● INFORMATION PROVIDED

################

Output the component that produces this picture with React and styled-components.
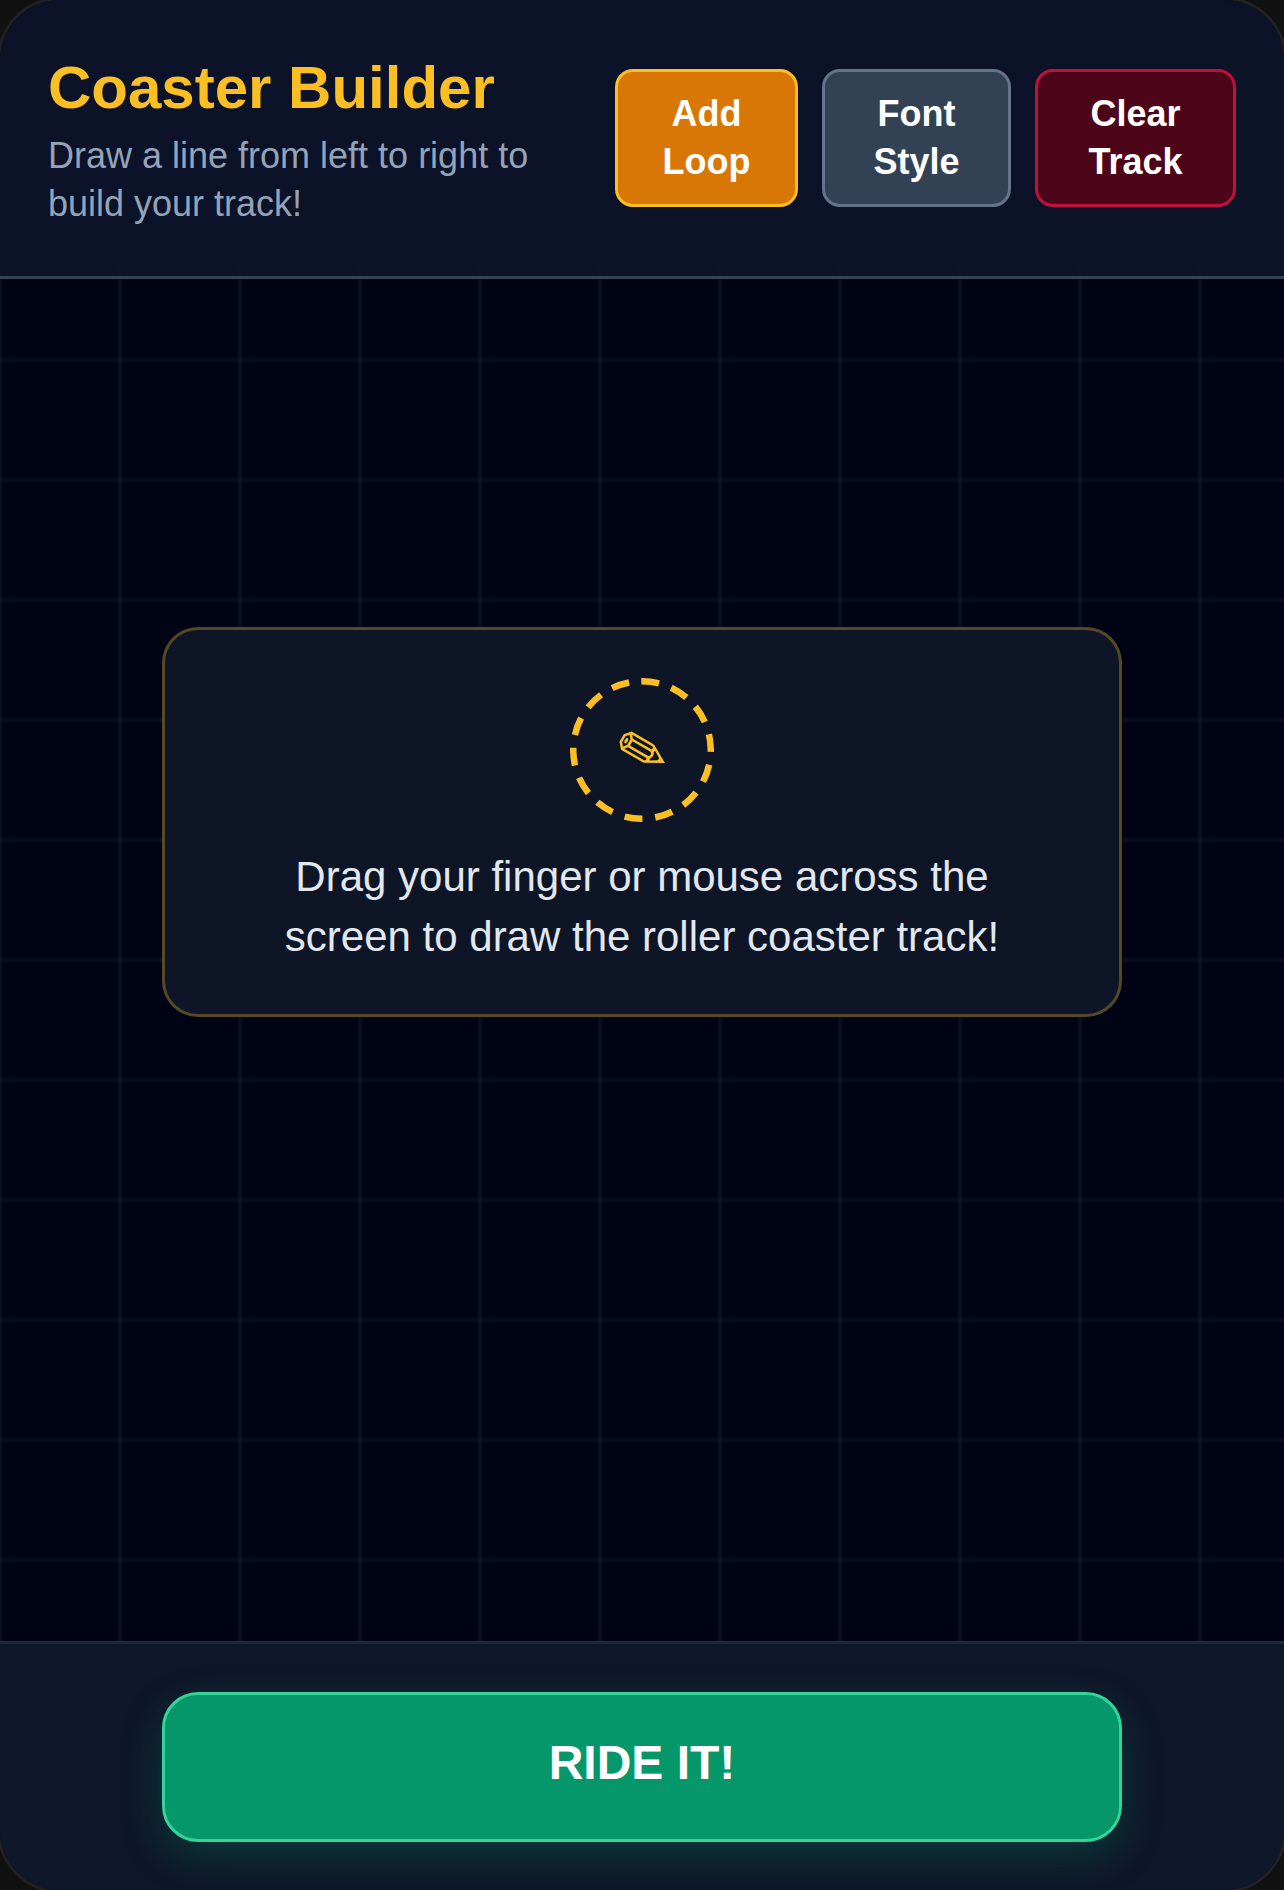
import React from "react";
import styled, { createGlobalStyle } from "styled-components";

const Global = createGlobalStyle`
  html, body { margin: 0; padding: 0; background: #111111; }
  * { box-sizing: border-box; }
`;

const Shell = styled.div`
  width: 1284px;
  height: 1890px;
  display: flex;
  flex-direction: column;
  border-radius: 60px;
  overflow: hidden;
  box-shadow: 0 0 0 3px #222222;
  background: #020617;
  font-family: "Liberation Sans", Arial, sans-serif;
`;

const Header = styled.header`
  position: relative;
  display: flex;
  align-items: center;
  justify-content: space-between;
  gap: 24px;
  height: 279px;
  padding: 48px;
  background: #0c1328;
  border-bottom: 3px solid #334155;

  &::after {
    content: "";
    position: absolute;
    left: 0;
    right: 0;
    bottom: 0;
    height: 26px;
    background-image: linear-gradient(90deg, rgba(30, 41, 59, 0.12) 0, transparent 3px, transparent 117px, rgba(30, 41, 59, 0.12) 120px);
    background-size: 120px 120px;
    -webkit-mask-image: linear-gradient(180deg, transparent, #000);
    mask-image: linear-gradient(180deg, transparent, #000);
    pointer-events: none;
  }
`;

const Intro = styled.div`
  flex: 1;
  min-width: 0;
`;

const Title = styled.h1`
  margin: 0 0 5px;
  font-size: 60px;
  line-height: 79px;
  font-weight: 700;
  color: #fbbf24;
`;

const Subtitle = styled.p`
  margin: 0;
  font-size: 36px;
  line-height: 48px;
  color: #94a3b8;
`;

const Actions = styled.div`
  display: flex;
  flex-shrink: 0;
  gap: 24px;
`;

const ActionButton = styled.button`
  width: ${(p) => p.$w}px;
  height: 138px;
  padding: 0;
  border: 3px solid ${(p) => p.$line};
  border-radius: 18px;
  background: ${(p) => p.$fill};
  color: #ffffff;
  font-family: inherit;
  font-size: 36px;
  line-height: 48px;
  font-weight: 700;
`;

const Canvas = styled.main`
  flex: 1;
  display: flex;
  justify-content: center;
  align-items: flex-start;
  padding-top: 348px;
  background-color: #000314;
  background-image:
    linear-gradient(90deg, rgba(30, 41, 59, 0.3) 0, rgba(30, 41, 59, 0.3) 1px, transparent 3.5px, transparent 116.5px, rgba(30, 41, 59, 0.3) 119px, rgba(30, 41, 59, 0.3) 120px),
    linear-gradient(180deg, rgba(30, 41, 59, 0.24) 0, rgba(30, 41, 59, 0.24) 1px, transparent 3.5px, transparent 116.5px, rgba(30, 41, 59, 0.24) 119px, rgba(30, 41, 59, 0.24) 120px);
  background-size: 120px 120px;
  background-position: 0 81px;
`;

const HintCard = styled.section`
  width: 960px;
  height: 390px;
  display: flex;
  flex-direction: column;
  align-items: center;
  gap: 24px;
  padding: 48px 72px;
  border: 3px solid rgba(251, 191, 36, 0.3);
  border-radius: 36px;
  background: rgba(15, 22, 40, 0.95);
`;

const PencilRing = styled.div`
  position: relative;
  width: 144px;
  height: 144px;
  flex-shrink: 0;
  display: flex;
  align-items: center;
  justify-content: center;
`;

const RingArt = styled.svg`
  position: absolute;
  inset: 0;
`;

const PencilGlyph = styled.span`
  display: block;
  color: #fbbf24;
  font-family: "DejaVu Sans", sans-serif;
  font-size: 63px;
  line-height: 1;
  transform: translateY(1px) rotate(30deg);
`;

const HintText = styled.p`
  margin: 1px 0 0;
  font-size: 42px;
  line-height: 60px;
  text-align: center;
  color: #e2e8f0;
`;

const Footer = styled.footer`
  height: 249px;
  display: flex;
  justify-content: center;
  padding: 48px 0;
  background: #0f172a;
  border-top: 3px solid #1e293b;
`;

const RideButton = styled.button`
  width: 960px;
  height: 150px;
  padding: 0 0 9px;
  border: 3px solid #34d399;
  border-radius: 36px;
  background: #059669;
  color: #ffffff;
  font-family: inherit;
  font-size: 48px;
  font-weight: 700;
  box-shadow: 0 15px 40px rgba(5, 150, 105, 0.25);
`;

export default function App() {
  return (
    <>
      <Global />
      <Shell>
        <Header>
          <Intro>
            <Title>Coaster Builder</Title>
            <Subtitle>Draw a line from left to right to build your track!</Subtitle>
          </Intro>
          <Actions>
            <ActionButton $w={183} $fill="#d97706" $line="#fbbf24">Add<br />Loop</ActionButton>
            <ActionButton $w={189} $fill="#334155" $line="#64748b">Font<br />Style</ActionButton>
            <ActionButton $w={201} $fill="#4c0519" $line="#be123c">Clear<br />Track</ActionButton>
          </Actions>
        </Header>
        <Canvas>
          <HintCard>
            <PencilRing>
              <RingArt width="144" height="144" viewBox="0 0 144 144">
                <circle
                  cx="72"
                  cy="72"
                  r="68.75"
                  fill="none"
                  stroke="#fbbf24"
                  strokeWidth="6.5"
                  strokeDasharray="18 12.85"
                  transform="rotate(-90.6 72 72)"
                />
              </RingArt>
              <PencilGlyph>✏</PencilGlyph>
            </PencilRing>
            <HintText>Drag your finger or mouse across the screen to draw the roller coaster track!</HintText>
          </HintCard>
        </Canvas>
        <Footer>
          <RideButton>RIDE IT!</RideButton>
        </Footer>
      </Shell>
    </>
  );
}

################

● REQUIRED WORK
Count the lines in which the string "components" appears, then report only that figure.

● FINAL ANSWER
2